The October 7 attacks, which resulted in an Israeli invasion of Gaza, which in turn led to a military conflict between Hezbollah and Israel, and then escalated into a barrage of missile attacks on Israel from Iran and its proxies, made the impossible possible. For the first time, Iran’s confrontation with Israel became regional and drew in Lebanon, Yemen, Jordan, and Iraq. Then, in June 2025, as part of Operation Midnight Hammer, the US bombed Iranian nuclear sites. The ensuing war is the moment when the Trump administration’s policy met the forty-year foreign policy goals of Netanyahu. Finally, the likes of former National Security Advisor John Bolton and Israeli nationalists—supported in the US by a faction of neoconservative policymakers, pro-Israel hardliners, and specific think tanks focused on regime change in Iran since the George W. Bush administration— found an American administration that was susceptible to the vision of regime change in Tehran.
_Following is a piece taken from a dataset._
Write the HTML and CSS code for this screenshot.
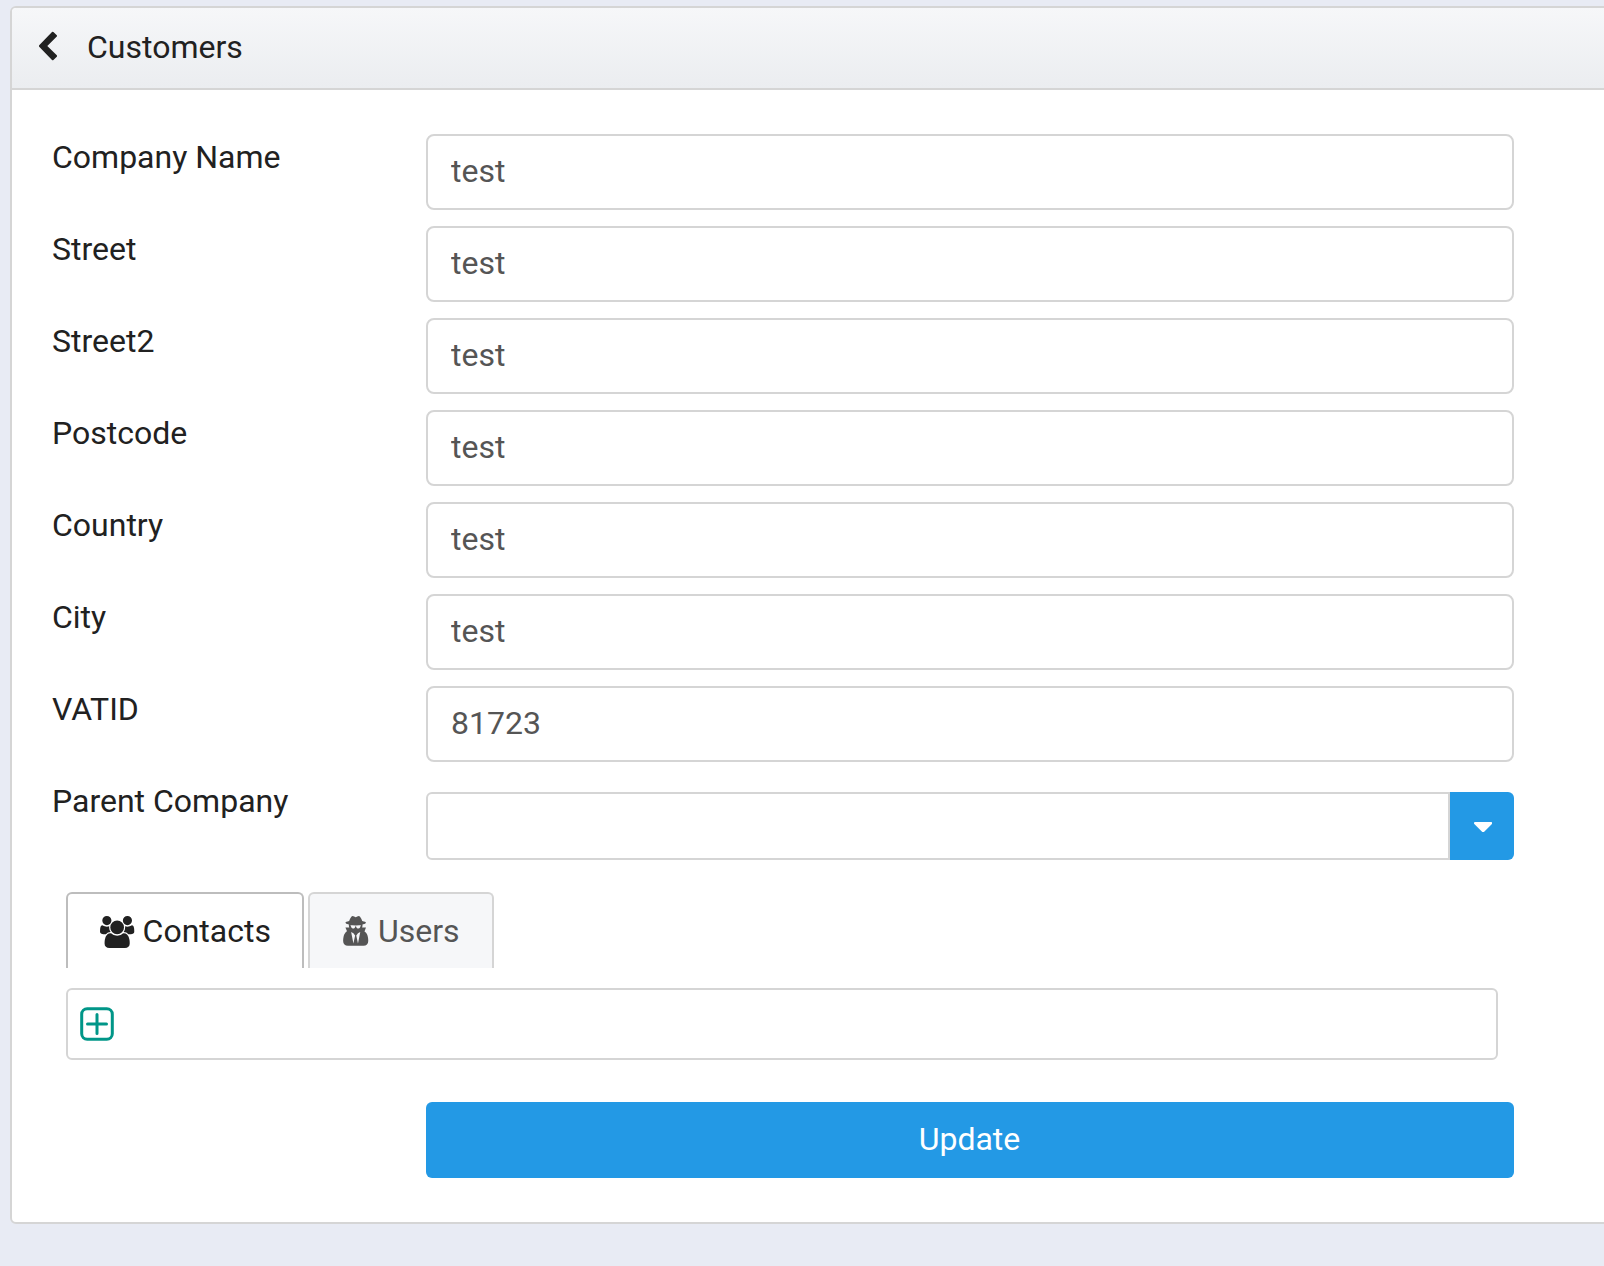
FILE: index.html
```html
<!DOCTYPE html>
<html lang="en">
<head>
<meta charset="utf-8">
<title>Customers</title>
<link rel="stylesheet" href="styles.css">
</head>
<body>
<main class="panel">
  <header class="panel-header">
    <svg class="back-icon" viewBox="0 0 20 30"><path d="M15.400 1L18.800 4.200Q19.500 4.900 18.800 5.600L9.300 15L18.800 24.300Q19.500 25 18.800 25.700L15.400 29Q14.700 29.600 14 29L1.200 15.800Q.5 15 1.200 14.200L14 1Q14.700.4 15.400 1z"/></svg>
    <h1 class="panel-title">Customers</h1>
  </header>
  <form class="panel-body">
    <div class="row"><label class="label">Company Name</label><input class="field" value="test"></div>
    <div class="row"><label class="label">Street</label><input class="field" value="test"></div>
    <div class="row"><label class="label">Street2</label><input class="field" value="test"></div>
    <div class="row"><label class="label">Postcode</label><input class="field" value="test"></div>
    <div class="row"><label class="label">Country</label><input class="field" value="test"></div>
    <div class="row"><label class="label">City</label><input class="field" value="test"></div>
    <div class="row"><label class="label">VATID</label><input class="field" value="81723"></div>
    <div class="row">
      <label class="label">Parent Company</label>
      <div class="combo">
        <input class="combo-input" value="">
        <button class="combo-button" type="button" aria-label="Open">
          <svg class="caret-icon" viewBox="0 640 1024 576"><path d="M1024 704q0 26-19 45l-448 448q-19 19-45 19t-45-19l-448-448q-19-19-19-45t19-45 45-19h896q26 0 45 19t19 45z"/></svg>
        </button>
      </div>
    </div>
    <div class="tabs">
      <div class="tab tab-active">
        <svg class="users-icon" viewBox="0 0 1920 1792"><path d="M593 896q-162 5-265 128h-134q-82 0-138-40.500t-56-118.500q0-353 124-353 6 0 43.500 21t97.500 42.500 119 21.500q67 0 133-23-5 37-5 66 0 139 81 256zm1071 637q0 120-73 189.500t-194 69.500h-874q-121 0-194-69.500t-73-189.500q0-53 3.500-103.500t14-109 26.500-108.500 43-97.500 62-81 85.500-53.500 111.500-20q10 0 43 21.500t73 48 107 48 135 21.500 135-21.500 107-48 73-48 43-21.500q61 0 111.500 20t85.500 53.500 62 81 43 97.500 26.500 108.500 14 109 3.500 103.500zm-1024-1277q0 106-75 181t-181 75-181-75-75-181 75-181 181-75 181 75 75 181zm704 384q0 159-112.500 271.500t-271.500 112.500-271.500-112.500-112.500-271.500 112.500-271.500 271.500-112.500 271.500 112.500 112.500 271.500zm576 225q0 78-56 118.500t-138 40.500h-134q-103-123-265-128 81-117 81-256 0-29-5-66 66 23 133 23 59 0 119-21.500t97.500-42.500 43.500-21q124 0 124 353zm-128-609q0 106-75 181t-181 75-181-75-75-181 75-181 181-75 181 75 75 181z"/></svg>
        <span>Contacts</span>
      </div>
      <div class="tab">
        <svg class="secret-icon" viewBox="-64 0 1536 1792"><path d="M576 1536l96-448-96-128-128-64zm256 0l128-640-128 64-96 128zm160-1010q-2-4-4-6-10-8-96-8-70 0-167 19-7 2-21 2t-21-2q-97-19-167-19-86 0-96 8-2 2-4 6 2 18 4 27 2 3 7.500 6.500t7.500 10.500q2 4 7.500 20.500t7 20.500 7.500 17 8.500 17 9 14 12 13.500 14 9.500 17.500 8 20.500 4 24.500 2q36 0 59-12.500t32.500-30 14.500-34.500 11.500-29.500 17.500-12.500h12q11 0 17.500 12.500t11.500 29.500 14.500 34.500 32.500 30 59 12.500q13 0 24.500-2t20.500-4 17.500-8 14-9.500 12-13.500 9-14 8.500-17 7.500-17 7-20.500 7.500-20.500q2-7 7.500-10.500t7.500-6.500q2-9 4-27zm416 879q0 121-73 190t-194 69h-874q-121 0-194-69t-73-190q0-61 4.500-118t19-125.500 37.500-123.500 63.500-103.500 93.500-74.500l-90-220h214q-22-64-22-128 0-12 2-32-194-40-194-96 0-57 210-99 17-62 51.500-134t70.500-114q32-37 76-37 30 0 84 31t84 31 84-31 84-31q44 0 76 37 36 42 70.500 114t51.500 134q210 42 210 99 0 56-194 96 7 81-20 160h214l-82 225q63 33 107.500 96.500t65.500 143.500 29 151.500 8.500 148.500z"/></svg>
        <span>Users</span>
      </div>
    </div>
    <div class="toolbar">
      <svg class="add-icon" viewBox="0 0 34 34"><rect x="1.700" y="1.700" width="30.600" height="30.600" rx="5.500"/><path d="M17 7.500v19M7.500 17h19"/></svg>
    </div>
    <button class="update" type="button">Update</button>
  </form>
</main>
</body>
</html>
```
FILE: styles.css
```css
* { box-sizing: border-box; }

body {
  margin: 0;
  padding: 6px 0 0 10px;
  height: 1266px;
  overflow: hidden;
  background: #e8ebf4;
  color: #212121;
  font: 32px/38px Roboto, sans-serif;
}

input, button { font: inherit; margin: 0; }

.panel {
  width: 1640px;
  height: 1218px;
  border: 2px solid #d5d5d5;
  border-radius: 6px;
  background: #fff;
  overflow: hidden;
}

.panel-header {
  display: flex;
  align-items: center;
  height: 82px;
  padding: 0 0 2px 26px;
  border-bottom: 2px solid #d5d5d5;
  background: linear-gradient(#f6f7f9, #ebedf0);
}

.back-icon {
  width: 20px;
  height: 30px;
  margin: -3px 29px 0 0;
  fill: #212121;
}

.panel-title { margin: 0; font-size: 32px; font-weight: 400; }

.panel-body { width: 1502px; padding: 44px 0 0 40px; }

.row { display: flex; height: 92px; }

.label { width: 374px; padding-top: 4px; }

.field {
  width: 1088px;
  height: 76px;
  padding: 0 24px 2px 23px;
  border: 2px solid #d5d5d5;
  border-radius: 8px;
  background: #fff;
  color: #555;
}

.combo { display: flex; width: 1088px; height: 68px; margin-top: 14px; }

.combo-input {
  flex: 1;
  min-width: 0;
  border: 2px solid #d5d5d5;
  border-radius: 6px 0 0 6px;
}

.combo-button {
  display: flex;
  align-items: center;
  justify-content: center;
  width: 64px;
  padding: 2px 0 0 2px;
  border: 0;
  border-radius: 0 6px 6px 0;
  background: #2399e5;
}

.caret-icon { width: 18.300px; height: 10.300px; fill: #fff; }

.tabs { display: flex; gap: 4px; padding: 22px 0 0 14px; }

.tab {
  display: flex;
  gap: 8px;
  width: 186px;
  height: 76px;
  padding: 18px 0 0 32px;
  border: 2px solid #d5d5d5;
  border-bottom: 0;
  border-radius: 6px 6px 0 0;
  background: #f6f7f9;
  color: #555;
}

.tab-active { width: 238px; border-color: #bdbdbd; background: #fff; color: #212121; }

.users-icon, .secret-icon { flex: none; height: 32px; margin-top: 4px; fill: currentColor; }
.users-icon { width: 34.300px; margin-left: 0.250px; }
.secret-icon { width: 27.400px; margin-right: 0.600px; }

.toolbar {
  display: flex;
  align-items: center;
  width: 1432px;
  height: 72px;
  margin: 20px 0 42px 14px;
  padding-left: 12px;
  border: 2px solid #d5d5d5;
  border-radius: 6px;
}

.add-icon { width: 34px; height: 34px; margin-top: -1px; fill: none; stroke: #009688; stroke-width: 3; stroke-linecap: round; }

.update {
  display: block;
  width: 1088px;
  height: 76px;
  margin-left: 374px;
  padding: 0 1px 2px 0;
  border: 0;
  border-radius: 6px;
  background: #2399e5;
  color: #fff;
}
```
Remember that it was President George W. Bush who declared that the Axis of Evil ran through Tehran. Bolton, Netanyahu, and the neocons had peddled their regime change plans to the Clinton, Obama, Biden, and first Trump administrations, and had been turned away each time. Now, post-October 7, with an American president bent on changing the world order and intoxicated by his belief that he has solved eight conflicts around the world in a year, recent months have finally brought the Iran regime change plan that Netanyahu, and the neocons have been peddling since the Clinton administration into the mainstream. While the armed forces of Israel and the US bomb Iran, Netanyahu can focus on dismantling Israel’s democracy, finally destroying Hezbollah, and Smotrich and the far right can continue rolling out their Greater Israel project without the scrutiny of the world media. The US, meanwhile, will either have to accept something far short of regime change in Iran or commit to a prolonged war that it can neither win nor afford.